I stayed the night at a rest area along I-135 in Kansas. After I woke up and had breakfast, I went into the rest area to use the restroom and brush my teeth. Nothing surprising or particularly adventurous there.
But! When I was sitting on the toilet, I looked down at my feet. Next to my right foot was a VERY large spider of a beautiful milk chocolate color. I would say she was at least the size of a silver dollar, or maybe even a little bigger than that. Her body alone was nearly the size of a fifty-cent piece and the legs all splayed out made her scary-big. If she had crawled onto my foot, which I dearly did NOT want her to do, she would have covered the entire toe area and part of the arch of my shoe.
In fact, the spider looked a lot like this one to the right, only maybe less markings. Kind of like a wolf spider? I don’t know if she was a wolf spider, but she had a similar build and color. (I say she, because aren’t the female spiders always the bigger ones? And this one was HUGE.)
My instinct was to shriek bloody murder. I used to be horribly phobic of spiders when I was a kid; I would scream and jump around and grab the nearest person and demand that he or she kill it. Squishing a spider myself was out of the question—somebody else had to do it. I think I was afraid that spiders would use their spidey-sense and telepathically transmit to the other spiders that I was a bad person who squashed spiders and therefore, it was open season on me. Or some such irrationality. That and I just didn’t want to come within touching distance of the damn things. Ew.
As I’ve gotten older, I’ve mellowed out a bit about them and can admire them, albeit from a distance. I still don’t like killing spiders, but can manage okay if they are small enough. Most of the time I leave them alone, though, because I know they get rid of the other bug pests hanging about.
However, I did not invite the ginormous spider almost touching my foot into my personal space. It needed to be executed immediately as punishment. There was no way in hell I was going to do it, however, even though my shod foot was so handily near her, because did I mention she was the size of Godzilla? Who wants Godzilla-sized spider guts stuck to their shoe?
My next instinct is to bolt when an eight-legged menace is on me or that close to me. However, since I was on the toilet, I was afraid I would literally piss my pants. This was not an option. Streams of urine going down my leg just so I can escape the titanic spider is not a good way to start the day.
What do I do? I raise up my legs and squeal, “Shoo! Go away! Shoo!” As if a spider understands English and gives a rat’s ass about what I want, anyway. I’m sure the lady in the next stall was wondering what the heck was going on.

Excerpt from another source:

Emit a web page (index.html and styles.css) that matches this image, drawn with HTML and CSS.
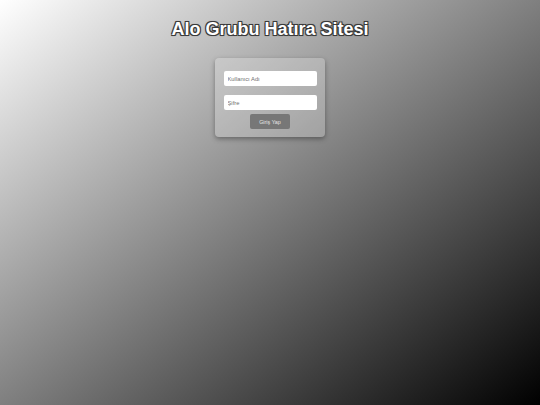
FILE: index.html
```html
<!DOCTYPE html>
<html lang="tr">
<head>
<meta charset="utf-8">
<title>Alo Grubu Hatıra Sitesi</title>
<link rel="stylesheet" href="styles.css">
</head>
<body>
<h1 class="title">Alo Grubu Hatıra Sitesi</h1>
<form class="card">
  <input class="field" type="text" placeholder="Kullanıcı Adı">
  <input class="field" type="password" placeholder="Şifre">
  <button class="btn" type="button">Giriş Yap</button>
</form>
</body>
</html>
```
FILE: styles.css
```css
html, body {
  margin: 0;
  padding: 0;
}
body {
  min-height: 100vh;
  background: linear-gradient(to bottom right, #ffffff, #000000);
  font-family: "Liberation Sans", Arial, sans-serif;
  display: flex;
  flex-direction: column;
  align-items: center;
}
.title {
  margin: 19px 0 0;
  font-size: 18px;
  font-weight: bold;
  line-height: 21px;
  color: #ffffff;
  text-shadow: -1px -1px 0 #3a3a3a, 1px -1px 0 #3a3a3a, -1px 1px 0 #3a3a3a, 1px 1px 0 #3a3a3a, 0 0 2px #000;
}
.card {
  margin-top: 18px;
  width: 110px;
  box-sizing: border-box;
  padding: 13px 8px 8px 8px;
  background: rgba(255, 255, 255, 0.22);
  border-radius: 4px;
  box-shadow: 0 2px 5px rgba(0, 0, 0, 0.35);
  display: flex;
  flex-direction: column;
  align-items: center;
}
.field {
  width: 93px;
  height: 15px;
  box-sizing: border-box;
  border: none;
  border-radius: 2px;
  background: #ffffff;
  padding: 0 4px;
  font-family: "Liberation Sans", Arial, sans-serif;
  font-size: 5.8px;
  color: #333;
  margin: 0 0 9px 0;
  outline: none;
}
.field:nth-of-type(2) {
  margin-bottom: 4px;
}
.field::placeholder {
  color: #6f6f6f;
}
.btn {
  width: 40px;
  height: 15px;
  border: none;
  border-radius: 2px;
  background: #777777;
  color: #e6e6e6;
  font-family: "Liberation Sans", Arial, sans-serif;
  font-size: 5.4px;
  padding: 0;
  cursor: pointer;
}
```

I quickly finished up my business, but then I had the problem of needing to wipe. Which meant putting my feet down on the ground next to the gargantuan spider, something I was loath to do. I’m just not agile enough yet to do the yoga V stance (the navasana boat pose—I had to look it up) while perched on a toilet, with my legs spread so that I can look like I’m at some sort of weird gynecological appointment while I wipe. Instead, I stretched my legs as far as I could in front of me and, holding the railing (I was in the handicapped stall), I pushed up and out over the spider so that I was standing as far away from it as I could while I was still in the stall. This movement sort of brought me back to the game of “limbo” since that’s sort of the contortions my body took to get away from the big brown, hairy arachnid. (Okay, now I’m exaggerating. I don’t recall if it was hairy, since I didn’t stare at it that closely, so maybe it could have had a little hair.) I didn’t want my torso and butt to go too low doing the limbo, because then it could jump right on my ass. So, I did a modified limbo lean like what you would do for a higher bar.
This is a time that I truly, truly wished I had a penis. It would have made this whole bathroom spider scenario sooo much simpler. I could have just aimed a nice stream right at the spider. Death by urine. How cool is that? No more spider guts on the shoe and I wouldn’t have to get close enough to touch it.
Anyway, I hastily wiped, pulled up my shorts, flushed, and shot out of the bathroom stall like I was a cannonball. I was doing my heebie jeebie dance—you know the one; I’m sure you’ve done it, too—wiggling my arms and shoulders, jumping up and down and saying, “yeeearrghh”. The other woman came out of her stall, and I blurted, “There is a ginormous spider in there! A giant brown one this big!” I held up my hand with my fingers and thumb in a large C formation. “Did she go into your stall?”
Her look of alarm at seeing a potentially crazy person instantly turned to a look of understanding and then back into alarm as her mouth and eyes opened wide in fear. She turned back toward the stall she had just left. “Oh, I don’t like spiders!”
My heebie jeebie dance transmitted to her (it’s catching, you know) and we both wiggled and contorted as we washed our hands. Then we bolted out of the bathroom as quick as we could.
I survived and am proud that I didn’t screech and scream. However, I cannot completely rid myself of my phobia. I wish I could. Because spiders are kind of cool, in their own way. As long as they aren’t touching me.